Task instructions »
Copy the data below exactly, omitting any picture it contains.
================
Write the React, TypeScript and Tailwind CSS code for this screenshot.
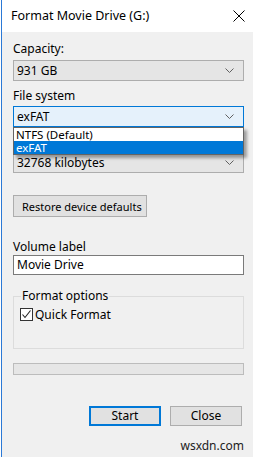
const font = { fontFamily: '"Noto Sans", "Open Sans", sans-serif' }

function Chevron() {
  return (
    <svg width="9" height="5" viewBox="0 0 9 5" className="shrink-0">
      <path d="M0.5 0.5 L4.5 4.5 L8.5 0.5" fill="none" stroke="#606060" strokeWidth="1" />
    </svg>
  )
}

function Combo({ value, focused }: { value: string; focused?: boolean }) {
  return (
    <div
      className={
        focused
          ? 'flex h-[21px] items-center justify-between border border-[#0078d7] bg-[#e5f1fb] pl-[3px] pr-[9px]'
          : 'flex h-[21px] items-center justify-between border border-[#adadad] bg-[#e5e5e5] pl-[3px] pr-[9px]'
      }
    >
      <span className="text-[12px] leading-none text-black">{value}</span>
      <Chevron />
    </div>
  )
}

function Label({ text }: { text: string }) {
  return <div className="h-[16px] text-[12px] leading-[16px] text-black">{text}</div>
}

export default function App() {
  return (
    <div
      className="relative flex h-[457px] w-[253px] overflow-hidden bg-[#f0f0f0] text-black"
      style={font}
    >
      <div className="w-[1px] shrink-0 bg-white" />
      <div className="w-[1px] shrink-0 bg-[#2b79d6]" />
      <div className="flex min-w-0 flex-1 flex-col">
        {/* title bar */}
        <div className="flex h-[32px] shrink-0 items-center justify-between bg-white pl-[9px] pr-[8px]">
          <span className="text-[12.5px] leading-none">Format Movie Drive (G:)</span>
          <svg width="12" height="12" viewBox="0 0 12 12">
            <path d="M0.5 0.5 L11.5 11.5 M11.5 0.5 L0.5 11.5" stroke="#000" strokeWidth="1" />
          </svg>
        </div>

        <div className="flex flex-col pl-[11px] pr-[9px] pt-[9px]">
          <Label text="Capacity:" />
          <div className="mt-[3px]">
            <Combo value="931 GB" />
          </div>

          <div className="mt-[7px]">
            <Label text="File system" />
          </div>
          <div className="relative mt-[2px]">
            <Combo value="exFAT" focused />
            {/* open dropdown list, covers the allocation unit label */}
            <div className="absolute left-0 right-0 top-[21px] z-10 flex flex-col border border-[#646464] bg-white shadow-[3px_3px_3px_rgba(0,0,0,0.35)]">
              <div className="h-[13px] overflow-hidden pl-[2px] text-[11.5px] leading-[13px]">NTFS (Default)</div>
              <div className="h-[13px] overflow-hidden bg-[#0078d7] pl-[2px] text-[11.5px] leading-[13px] text-white">
                exFAT
              </div>
            </div>
          </div>

          <div className="mt-[25px]">
            <Combo value="32768 kilobytes" />
          </div>

          <div className="mt-[22px] flex h-[22px] w-[134px] items-center whitespace-nowrap border border-[#adadad] bg-[#e1e1e1] pl-[8px] text-[11px] leading-none">
            Restore device defaults
          </div>

          <div className="mt-[22px]">
            <Label text="Volume label" />
          </div>
          <div className="flex h-[20px] items-center border border-[#7a7a7a] bg-white pl-[3px] text-[12px] leading-none">
            Movie Drive
          </div>

          {/* group box */}
          <div className="relative mt-[21px] h-[53px] border border-[#dcdcdc]">
            <span className="absolute left-[7px] top-[-9px] bg-[#f0f0f0] px-[1px] text-[12px] leading-[16px]">
              Format options
            </span>
            <div className="mt-[11px] flex items-center pl-[6px]">
              <div className="flex h-[13px] w-[13px] items-center justify-center border border-[#333] bg-white">
                <svg width="11" height="11" viewBox="0 0 11 11">
                  <path d="M1.5 5.5 L4 8.5 L9.5 1.5" fill="none" stroke="#222" strokeWidth="1.1" />
                </svg>
              </div>
              <span className="ml-[2px] text-[12px] leading-none">Quick Format</span>
            </div>
          </div>

          <div className="mt-[14px] h-[12px] border border-[#bcbcbc] bg-[#e6e6e6]" />

          <div className="mt-[31px] flex justify-end gap-[9px] pr-[2px]">
            <div className="flex h-[20px] w-[72px] items-center justify-center border-2 border-[#0078d7] bg-[#e1e1e1] text-[12px] leading-none">
              Start
            </div>
            <div className="flex h-[20px] w-[72px] items-center justify-center border border-[#adadad] bg-[#e1e1e1] text-[12px] leading-none">
              Close
            </div>
          </div>

          <div className="mt-[12px] text-right text-[12px] leading-[16px] text-[#222]">wsxdn.com</div>
        </div>
      </div>
    </div>
  )
}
================
Right answer »
Write the React, TypeScript and Tailwind CSS code for this screenshot.
const font = { fontFamily: '"Noto Sans", "Open Sans", sans-serif' }

function Chevron() {
  return (
    <svg width="9" height="5" viewBox="0 0 9 5" className="shrink-0">
      <path d="M0.5 0.5 L4.5 4.5 L8.5 0.5" fill="none" stroke="#606060" strokeWidth="1" />
    </svg>
  )
}

function Combo({ value, focused }: { value: string; focused?: boolean }) {
  return (
    <div
      className={
        focused
          ? 'flex h-[21px] items-center justify-between border border-[#0078d7] bg-[#e5f1fb] pl-[3px] pr-[9px]'
          : 'flex h-[21px] items-center justify-between border border-[#adadad] bg-[#e5e5e5] pl-[3px] pr-[9px]'
      }
    >
      <span className="text-[12px] leading-none text-black">{value}</span>
      <Chevron />
    </div>
  )
}

function Label({ text }: { text: string }) {
  return <div className="h-[16px] text-[12px] leading-[16px] text-black">{text}</div>
}

export default function App() {
  return (
    <div
      className="relative flex h-[457px] w-[253px] overflow-hidden bg-[#f0f0f0] text-black"
      style={font}
    >
      <div className="w-[1px] shrink-0 bg-white" />
      <div className="w-[1px] shrink-0 bg-[#2b79d6]" />
      <div className="flex min-w-0 flex-1 flex-col">
        {/* title bar */}
        <div className="flex h-[32px] shrink-0 items-center justify-between bg-white pl-[9px] pr-[8px]">
          <span className="text-[12.5px] leading-none">Format Movie Drive (G:)</span>
          <svg width="12" height="12" viewBox="0 0 12 12">
            <path d="M0.5 0.5 L11.5 11.5 M11.5 0.5 L0.5 11.5" stroke="#000" strokeWidth="1" />
          </svg>
        </div>

        <div className="flex flex-col pl-[11px] pr-[9px] pt-[9px]">
          <Label text="Capacity:" />
          <div className="mt-[3px]">
            <Combo value="931 GB" />
          </div>

          <div className="mt-[7px]">
            <Label text="File system" />
          </div>
          <div className="relative mt-[2px]">
            <Combo value="exFAT" focused />
            {/* open dropdown list, covers the allocation unit label */}
            <div className="absolute left-0 right-0 top-[21px] z-10 flex flex-col border border-[#646464] bg-white shadow-[3px_3px_3px_rgba(0,0,0,0.35)]">
              <div className="h-[13px] overflow-hidden pl-[2px] text-[11.5px] leading-[13px]">NTFS (Default)</div>
              <div className="h-[13px] overflow-hidden bg-[#0078d7] pl-[2px] text-[11.5px] leading-[13px] text-white">
                exFAT
              </div>
            </div>
          </div>

          <div className="mt-[25px]">
            <Combo value="32768 kilobytes" />
          </div>

          <div className="mt-[22px] flex h-[22px] w-[134px] items-center whitespace-nowrap border border-[#adadad] bg-[#e1e1e1] pl-[8px] text-[11px] leading-none">
            Restore device defaults
          </div>

          <div className="mt-[22px]">
            <Label text="Volume label" />
          </div>
          <div className="flex h-[20px] items-center border border-[#7a7a7a] bg-white pl-[3px] text-[12px] leading-none">
            Movie Drive
          </div>

          {/* group box */}
          <div className="relative mt-[21px] h-[53px] border border-[#dcdcdc]">
            <span className="absolute left-[7px] top-[-9px] bg-[#f0f0f0] px-[1px] text-[12px] leading-[16px]">
              Format options
            </span>
            <div className="mt-[11px] flex items-center pl-[6px]">
              <div className="flex h-[13px] w-[13px] items-center justify-center border border-[#333] bg-white">
                <svg width="11" height="11" viewBox="0 0 11 11">
                  <path d="M1.5 5.5 L4 8.5 L9.5 1.5" fill="none" stroke="#222" strokeWidth="1.1" />
                </svg>
              </div>
              <span className="ml-[2px] text-[12px] leading-none">Quick Format</span>
            </div>
          </div>

          <div className="mt-[14px] h-[12px] border border-[#bcbcbc] bg-[#e6e6e6]" />

          <div className="mt-[31px] flex justify-end gap-[9px] pr-[2px]">
            <div className="flex h-[20px] w-[72px] items-center justify-center border-2 border-[#0078d7] bg-[#e1e1e1] text-[12px] leading-none">
              Start
            </div>
            <div className="flex h-[20px] w-[72px] items-center justify-center border border-[#adadad] bg-[#e1e1e1] text-[12px] leading-none">
              Close
            </div>
          </div>

          <div className="mt-[12px] text-right text-[12px] leading-[16px] text-[#222]">wsxdn.com</div>
        </div>
      </div>
    </div>
  )
}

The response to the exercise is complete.